-- Start Exercise inputs --

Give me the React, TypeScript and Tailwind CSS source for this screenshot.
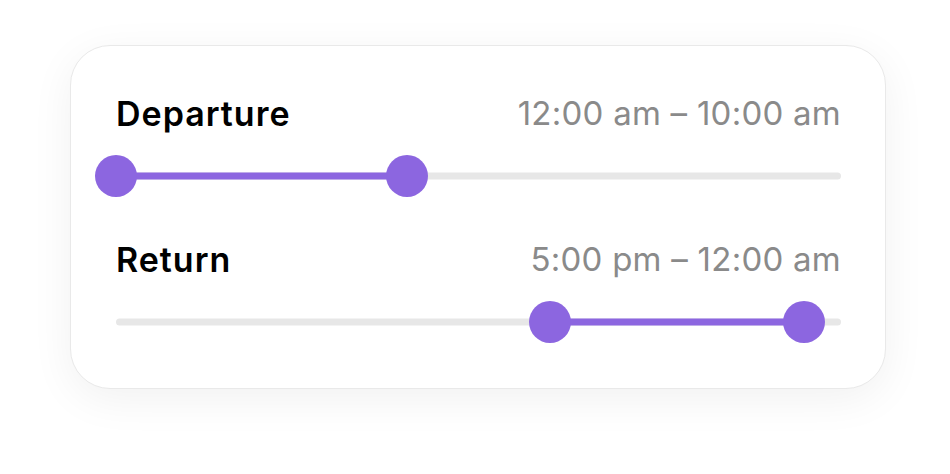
import React from 'react';

type Range = { label: string; value: string; from: number; to: number };

// Thumb positions are fractions of the track width.
const RANGES: Range[] = [
  { label: 'Departure', value: '12:00 am – 10:00 am', from: 0, to: 0.401 },
  { label: 'Return', value: '5:00 pm – 12:00 am', from: 0.598, to: 0.949 },
];

const RangeTrack: React.FC<{ from: number; to: number }> = ({ from, to }) => (
  <div className="relative h-[42px]">
    <div className="absolute left-0 right-0 top-1/2 h-[7px] -translate-y-1/2 rounded-full bg-[#e7e7e7]" />
    <div
      className="absolute top-1/2 h-[7px] -translate-y-1/2 bg-[#8c66e0]"
      style={{ left: `${from * 100}%`, width: `${(to - from) * 100}%` }}
    />
    {[from, to].map((p, i) => (
      <span
        key={i}
        className="absolute top-0 h-[42px] w-[42px] -translate-x-1/2 rounded-full bg-[#8c66e0]"
        style={{ left: `${p * 100}%` }}
      />
    ))}
  </div>
);

export default function App() {
  return (
    <div className="min-h-screen bg-white pt-[45px] font-['Inter',sans-serif]">
      <div className="ml-[70px] w-[816px] rounded-[40px] border-[1.5px] border-[#e9e9e9] bg-white pb-[45px] pl-[45px] pr-[44px] pt-[47px] shadow-[0_10px_44px_rgba(0,0,0,0.06)]">
        {RANGES.map((r, idx) => (
          <div key={r.label} className={idx > 0 ? 'mt-[42px]' : ''}>
            <div className="flex items-center justify-between leading-[41px]">
              <span className="text-[34px] font-semibold tracking-[1px] text-black">{r.label}</span>
              <span className="text-[33px] tracking-[0.25px] text-[#8a8a8a]">{r.value}</span>
            </div>
            <div className="mt-[21px]">
              <RangeTrack from={r.from} to={r.to} />
            </div>
          </div>
        ))}
      </div>
    </div>
  );
}
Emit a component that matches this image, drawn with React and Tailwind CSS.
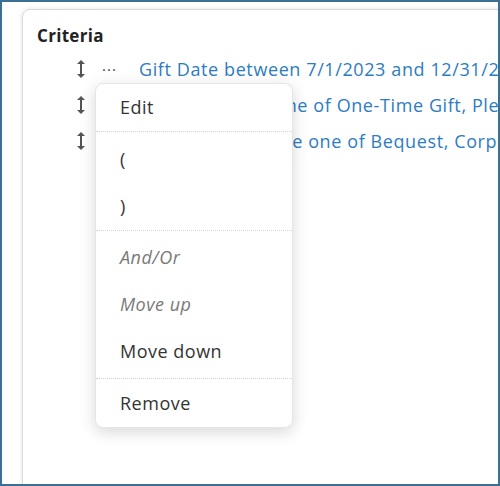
import React from 'react';

const font = { fontFamily: '"Open Sans", "Liberation Sans", sans-serif' };

const UpDownIcon = () => (
  <svg width="10" height="22" viewBox="0 0 10 22" className="text-[#555]" aria-hidden="true">
    <path d="M5 3v16" stroke="currentColor" strokeWidth="2" />
    <path d="M1 6l4-4 4 4z M1 16l4 4 4-4z" fill="currentColor" />
  </svg>
);

const criteria = [
  'Gift Date between 7/1/2023 and 12/31/2023',
  'Receipt type is one of One-Time Gift, Pledge',
  'Gift types must be one of Bequest, Corporate',
];

const Row = ({ text, first }) => (
  <div className="flex items-center h-[36px]">
    <div className="w-[36px] shrink-0 flex justify-center"><UpDownIcon /></div>
    <div className="w-[40px] shrink-0 pl-[3px] text-[#444] text-[15px] leading-none tracking-[1px]">{first ? '···' : ''}</div>
    <a className="text-[18px] tracking-[0.6px] text-[#2d7cc1] whitespace-nowrap">{text}</a>
  </div>
);

const MenuItem = ({ children, disabled }) => (
  <div className={`h-[47px] flex items-center pl-[24px] text-[18px] tracking-[0.5px] ${disabled ? 'italic text-[#7a7a7a]' : 'text-[#333]'}`}>
    {children}
  </div>
);

const Sep = () => <div className="border-t border-dotted border-[#d2d2d2]" />;

export default function App() {
  return (
    <div className="w-[500px] h-[486px] border-2 border-[#3b6f93] bg-white overflow-hidden relative" style={font}>
      <div className="ml-[20px] mt-[7px] w-[520px] h-[520px] border border-[#dadada] rounded-lg shadow-[0_0_4px_rgba(0,0,0,0.12)] pl-[14px] pt-[14px]">
        <div className="text-[17px] font-bold tracking-[0.3px] text-[#222] leading-[24px]">Criteria</div>
        <div className="mt-[3px] pl-[26px]">
          {criteria.map((c, i) => (
            <Row key={i} text={c} first={i === 0} />
          ))}
        </div>
      </div>

      <div className="absolute left-[93px] top-[81px] w-[198px] bg-white rounded-lg border border-[#e6e6e6] shadow-[0_4px_16px_rgba(0,0,0,0.16)]">
        <MenuItem>Edit</MenuItem>
        <Sep />
        <div className="pt-[4px]">
          <MenuItem>(</MenuItem>
          <MenuItem>)</MenuItem>
        </div>
        <Sep />
        <div className="pt-[3px] pb-[3px]">
          <MenuItem disabled>And/Or</MenuItem>
          <MenuItem disabled>Move up</MenuItem>
          <MenuItem>Move down</MenuItem>
        </div>
        <Sep />
        <div className="pt-[1px]">
          <MenuItem>Remove</MenuItem>
        </div>
      </div>
    </div>
  );
}
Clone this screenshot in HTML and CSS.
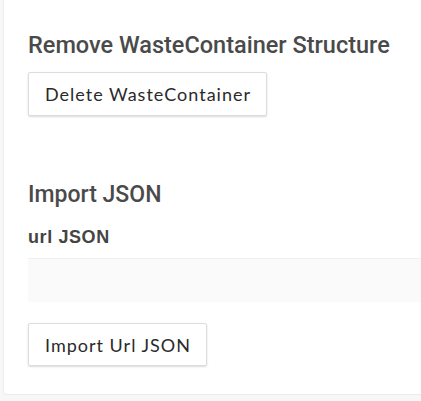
FILE: index.html
```html
<!DOCTYPE html>
<html>
<head>
<meta charset="utf-8">
<link rel="stylesheet" href="styles.css">
</head>
<body>
<div class="card">
  <section class="block">
    <h3 class="title">Remove WasteContainer Structure</h3>
    <button class="btn">Delete WasteContainer</button>
  </section>
  <section class="block import">
    <h3 class="title title-import">Import JSON</h3>
    <label class="label" for="url">url JSON</label>
    <input class="field" id="url" type="text">
    <button class="btn btn-short">Import Url JSON</button>
  </section>
</div>
</body>
</html>
```
FILE: styles.css
```css
html, body {
  margin: 0;
  padding: 0;
  background: #f7f7f7;
}
body {
  padding: 0 0 6px 3px;
  font-family: Roboto, "Liberation Sans", sans-serif;
}
.card {
  background: #fff;
  border-left: 1px solid #ececec;
  border-bottom: 1px solid #ececec;
  border-radius: 0 0 0 4px;
  padding: 31px 0 28px 24px;
}
.block {
  display: flex;
  flex-direction: column;
  align-items: flex-start;
}
.title {
  margin: 0 0 13px 0;
  font-size: 23.5px;
  line-height: 28px;
  font-weight: 500;
  color: #4a4a4a;
  white-space: nowrap;
}
.title-import {
  font-size: 23px;
  margin-bottom: 17px;
}
.import {
  margin-top: 65px;
}
.btn {
  font-family: Lato, "Open Sans", sans-serif;
  font-size: 18px;
  letter-spacing: 1px;
  color: #2a2a2a;
  background: #fff;
  border: 1px solid #ddd;
  border-radius: 2px;
  box-shadow: 0 1px 2px rgba(0,0,0,0.15);
  height: 44px;
  padding: 0 15px 0 16px;
  cursor: pointer;
}
.btn-short {
  height: 43px;
}
.label {
  font-family: "Liberation Sans", Arial, sans-serif;
  font-weight: bold;
  font-size: 18px;
  line-height: 22px;
  letter-spacing: 0.6px;
  color: #444;
  margin-bottom: 10px;
}
.field {
  box-sizing: border-box;
  width: 100%;
  height: 44px;
  border: none;
  border-top: 1px solid #f0f0f0;
  background: #fafafa;
  margin-bottom: 21px;
}
```
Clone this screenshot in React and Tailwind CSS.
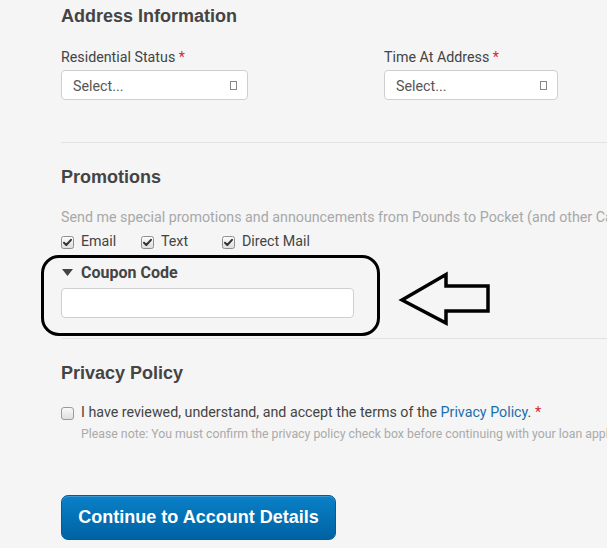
import React from "react";

function Checked() {
  return (
    <svg width="13" height="13" viewBox="0 0 13 13" className="shrink-0">
      <defs>
        <linearGradient id="cg" x1="0" y1="0" x2="0" y2="1">
          <stop offset="0" stopColor="#fdfdfd" />
          <stop offset="1" stopColor="#dcdcdc" />
        </linearGradient>
      </defs>
      <rect x="0.5" y="0.5" width="12" height="12" rx="2" fill="url(#cg)" stroke="#8f8f8f" />
      <path d="M3 6.8 L5.3 9 L10 3.8" fill="none" stroke="#333" strokeWidth="2" strokeLinecap="round" strokeLinejoin="round" />
    </svg>
  );
}

function Unchecked() {
  return (
    <svg width="13" height="13" viewBox="0 0 13 13" className="shrink-0">
      <defs>
        <linearGradient id="ug" x1="0" y1="0" x2="0" y2="1">
          <stop offset="0" stopColor="#fafafa" />
          <stop offset="1" stopColor="#dedede" />
        </linearGradient>
      </defs>
      <rect x="0.5" y="0.5" width="12" height="12" rx="2.5" fill="url(#ug)" stroke="#9a9a9a" />
    </svg>
  );
}

function Select({ width }) {
  return (
    <div
      className={`h-[30px] ${width} bg-white border border-[#cfcfcf] rounded-[4px] flex items-center justify-between pl-[11px] pr-[9px] text-[14.25px] text-[#555]`}
    >
      <span className="mt-[3px]">Select...</span>
      <span className="w-[7px] h-[9px] border border-[#888] mr-[1px]" />
    </div>
  );
}

export default function App() {
  const roboto = { fontFamily: "Roboto, 'Noto Sans', sans-serif" };
  return (
    <div
      className="relative w-[607px] h-[548px] overflow-hidden bg-[#f5f5f5] text-[#444]"
      style={roboto}
    >
      <div className="pl-[61px]">
        <h2 className="pt-[5px] text-[18px] leading-[22px] font-bold text-[#444] font-['Liberation_Sans',Arial,sans-serif]">
          Address Information
        </h2>
        <div className="mt-[20px] flex">
          <div className="w-[323px]">
            <div className="text-[14.25px] leading-[20px]">
              Residential Status <span className="text-[#d9262c]">*</span>
            </div>
            <div className="mt-[3px]">
              <Select width="w-[187px]" />
            </div>
          </div>
          <div>
            <div className="text-[14.25px] leading-[20px]">
              Time At Address <span className="text-[#d9262c]">*</span>
            </div>
            <div className="mt-[3px]">
              <Select width="w-[174px]" />
            </div>
          </div>
        </div>

        <div className="mt-[42px] h-px bg-[#e2e2e2]" />

        <h2 className="mt-[23px] text-[18px] leading-[22px] font-bold text-[#444] font-['Liberation_Sans',Arial,sans-serif]">
          Promotions
        </h2>
        <div className="mt-[19px] text-[14.25px] leading-[20px] text-[#a8a8a8] whitespace-nowrap">
          Send me special promotions and announcements from Pounds to Pocket (and other Cash Store companies)
        </div>
        <div className="mt-[5px] flex items-center h-[20px] text-[14.25px] text-[#444]">
          <Checked />
          <span className="ml-[7px] w-[60px]">Email</span>
          <Checked />
          <span className="ml-[7px] w-[61px]">Text</span>
          <Checked />
          <span className="ml-[7px]">Direct Mail</span>
        </div>

        <div className="mt-[11px] flex items-center h-[20px]">
          <svg width="11" height="8" viewBox="0 0 11 8" className="ml-[1px]">
            <path d="M0 0 H11 L5.5 7 Z" fill="#444" />
          </svg>
          <span className="ml-[8px] text-[16px] font-bold text-[#444]">Coupon Code</span>
        </div>
        <div className="mt-[5px] w-[293px] h-[30px] bg-white border border-[#cfcfcf] rounded-[4px]" />

        <div className="mt-[20px] h-px bg-[#e2e2e2]" />

        <h2 className="mt-[23px] text-[18px] leading-[22px] font-bold text-[#444] font-['Liberation_Sans',Arial,sans-serif]">
          Privacy Policy
        </h2>
        <div className="mt-[19px] flex items-center h-[20px] text-[14.25px] whitespace-nowrap">
          <Unchecked />
          <span className="ml-[7px] text-[#444]">
            I have reviewed, understand, and accept the terms of the{" "}
            <span className="text-[#1b6eae]">Privacy Policy</span>.{" "}
            <span className="text-[#d9262c]">*</span>
          </span>
        </div>
        <div className="ml-[20px] mt-[3px] text-[12.3px] leading-[16px] text-[#aaa] whitespace-nowrap">
          Please note: You must confirm the privacy policy check box before continuing with your loan application.
        </div>

        <button className="mt-[53px] w-[275px] h-[45px] rounded-[7px] border border-[#0a5a8e] bg-gradient-to-b from-[#0b80c8] to-[#0063a3] text-white text-[18px] font-bold font-['Liberation_Sans',Arial,sans-serif] shadow-[inset_0_1px_0_rgba(255,255,255,0.2)]">
          Continue to Account Details
        </button>
      </div>

      <div className="absolute left-[41px] top-[255px] w-[339px] h-[81px] border-[3px] border-black rounded-[18px] pointer-events-none" />
      <svg
        className="absolute left-[395px] top-[268px] pointer-events-none"
        width="100"
        height="62"
        viewBox="0 0 100 62"
      >
        <path
          d="M7 32 L51 6.5 L51 18 L93 18 L93 43 L51 43 L51 55 Z"
          fill="none"
          stroke="#000"
          strokeWidth="3.5"
          strokeLinejoin="miter"
        />
      </svg>
    </div>
  );
}
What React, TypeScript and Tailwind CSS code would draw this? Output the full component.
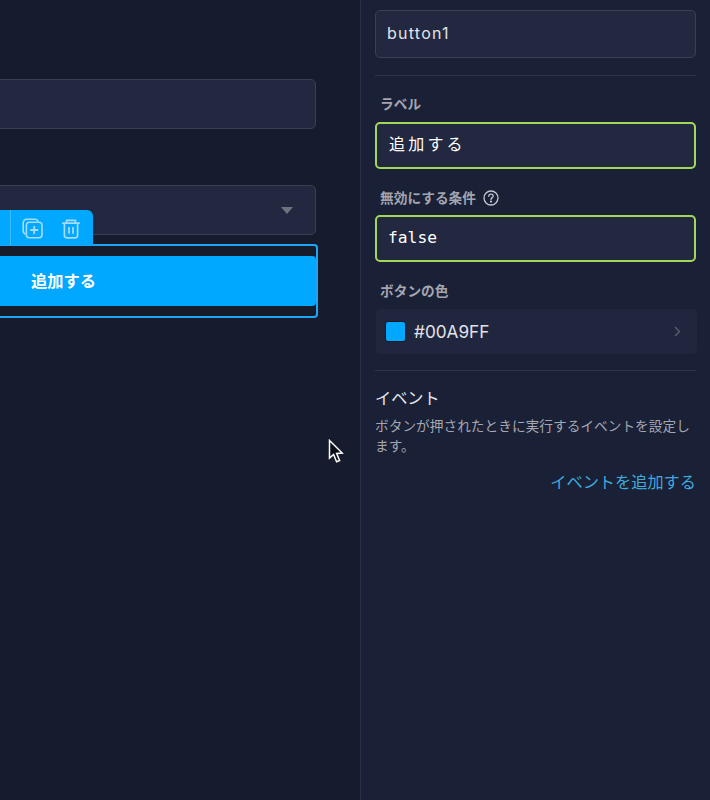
const jp = "font-['Inter','Noto_Sans_CJK_JP',sans-serif]";

function Cursor() {
  return (
    <svg width="18" height="26" viewBox="0 0 18 26" className="absolute left-[328px] top-[439px]">
      <path
        d="M1.5 1.5 L1.5 19 L5.6 15.4 L8.6 22.8 L11.6 21.5 L8.6 14.4 L14.2 14 Z"
        fill="#0b0e18"
        stroke="#ffffff"
        strokeWidth="1.5"
        strokeLinejoin="miter"
      />
    </svg>
  );
}

function CopyPlusIcon() {
  return (
    <svg width="22" height="22" viewBox="0 0 22 22" fill="none" stroke="#a6dcff" strokeWidth="1.6">
      <path d="M3 16 C1.8 15.4 1.2 14.4 1.2 13 V5 C1.2 2.8 2.8 1.2 5 1.2 H13 C14.4 1.2 15.4 1.8 16 3" strokeLinecap="round" />
      <rect x="4.4" y="4.2" width="15.6" height="15.6" rx="3" />
      <path d="M12.2 8 V16 M8.2 12 H16.2" strokeWidth="1.8" />
    </svg>
  );
}

function TrashIcon() {
  return (
    <svg width="18" height="20" viewBox="0 0 18 20" fill="none" stroke="#a6dcff" strokeWidth="1.7">
      <path d="M0.8 4.2 H17.2" strokeLinecap="round" />
      <path d="M4.6 4 V1.4 H13.4 V4" />
      <path d="M2.4 4.4 V16.6 C2.4 17.9 3.3 18.8 4.6 18.8 H13.4 C14.7 18.8 15.6 17.9 15.6 16.6 V4.4" />
      <path d="M7 8 V14.8 M11 8 V14.8" />
    </svg>
  );
}

function HelpIcon() {
  return (
    <svg width="16" height="16" viewBox="0 0 16 16" fill="none" stroke="#c4c6cf" strokeWidth="1.3">
      <circle cx="8" cy="8" r="7" />
      <path d="M5.8 6.3 C5.8 5 6.8 4.2 8 4.2 C9.3 4.2 10.2 5 10.2 6.1 C10.2 7.6 8 7.7 8 9.4" strokeLinecap="round" />
      <circle cx="8" cy="11.6" r="0.5" fill="#c4c6cf" />
    </svg>
  );
}

function Label({ children }: { children: React.ReactNode }) {
  return <div className="h-[18px] pl-[5px] text-[13.7px] leading-[18px] font-semibold text-[#a3a5b0]">{children}</div>;
}

function GreenInput({ children, mono }: { children: React.ReactNode; mono?: boolean }) {
  return (
    <div
      className={
        "flex h-[47px] items-center rounded-[5px] border-2 border-[#a2d85a] bg-[#222840] text-white " +
        (mono ? "pl-[11px] font-['DejaVu_Sans_Mono',monospace] text-[16.3px]" : "pb-[3px] pl-[12px] text-[16px] tracking-[3.2px]")
      }
    >
      {children}
    </div>
  );
}

export default function App() {
  return (
    <div className={"flex h-[800px] w-[710px] overflow-hidden bg-[#161b2d] " + jp}>
      <div className="relative w-[360px] shrink-0">
        <div className="-ml-[20px] flex w-[336px] flex-col pt-[79px]">
          <div className="h-[50px] rounded-[5px] border border-[#3a3f54] bg-[#222840]" />
          <div className="mt-[56px] flex h-[50px] items-center justify-end rounded-[5px] border border-[#3a3f54] bg-[#222840] pr-[22px]">
            <div className="h-0 w-0 border-x-[6px] border-t-[7px] border-x-transparent border-t-[#70737f]" />
          </div>
          <div className="mt-[9px] -mr-[2px] flex h-[74px] items-center rounded-[4px] border-2 border-[#1ea6f5] bg-[#171c2c]">
            <div className="flex h-[50px] w-full items-center rounded-[4px] bg-[#00a9ff] pl-[49px] text-[16.3px] font-bold text-white">
              追加する
            </div>
          </div>
        </div>
        <div className="absolute left-0 top-[210px] flex h-[35px] w-[93px] items-center rounded-tr-[6px] bg-[#00a9ff]">
          <div className="ml-[10px] h-full w-px bg-[#3dbdfb]" />
          <div className="ml-[11px] mt-[2px] flex items-center gap-[18px]">
            <CopyPlusIcon />
            <TrashIcon />
          </div>
        </div>
        <Cursor />
      </div>

      <div className="flex h-full flex-1 flex-col border-l border-[#2a3048] bg-[#1a2036] pl-[14px] pr-[14px] pt-[10px]">
        <div className="flex h-[48px] shrink-0 items-center rounded-[5px] border border-[#3a3f54] bg-[#222840] pb-[2px] pl-[11px] text-[16px] tracking-[1.25px] text-[#e2e3e8]">
          button1
        </div>
        <div className="mt-[17px] h-px shrink-0 bg-[#2f3448]" />
        <div className="mt-[19px]">
          <Label>ラベル</Label>
        </div>
        <div className="mt-[9px]">
          <GreenInput>追加する</GreenInput>
        </div>
        <div className="mt-[20px] flex items-center gap-[7px]">
          <Label>無効にする条件</Label>
          <HelpIcon />
        </div>
        <div className="mt-[8px]">
          <GreenInput mono>false</GreenInput>
        </div>
        <div className="mt-[20px]">
          <Label>ボタンの色</Label>
        </div>
        <div className="-mr-px ml-px mt-[9px] flex h-[45px] items-center rounded-[4px] bg-[#21263f] pl-[9px] pr-[16px]">
          <div className="h-[21px] w-[21px] rounded-[3px] border border-[#14182a] bg-[#00a9ff]" />
          <span className="ml-[8px] text-[17.2px] text-[#e2e3e8]">#00A9FF</span>
          <svg width="7" height="11" viewBox="0 0 7 11" fill="none" stroke="#5a5f72" strokeWidth="1.4" className="ml-auto">
            <path d="M1 1 L5.5 5.5 L1 10" />
          </svg>
        </div>
        <div className="mt-[16px] h-px bg-[#2f3448]" />
        <div className="mt-[16px] text-[16.2px] leading-[22px] text-[#e6e7ec]">イベント</div>
        <p className="mt-[7px] text-[13.7px] leading-[20px] text-[#a4a7b3]">
          ボタンが押されたときに実行するイベントを設定します。
        </p>
        <div className="mt-[15px] text-right text-[16.2px] leading-[22px] text-[#3fa9dc]">イベントを追加する</div>
      </div>
    </div>
  );
}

-- End Exercise inputs --

- _Exercise prompt_:
Each line above that holds the string "component" should be copied and shown.

- _Answer to this task_:
Emit a component that matches this image, drawn with React and Tailwind CSS.
What React, TypeScript and Tailwind CSS code would draw this? Output the full component.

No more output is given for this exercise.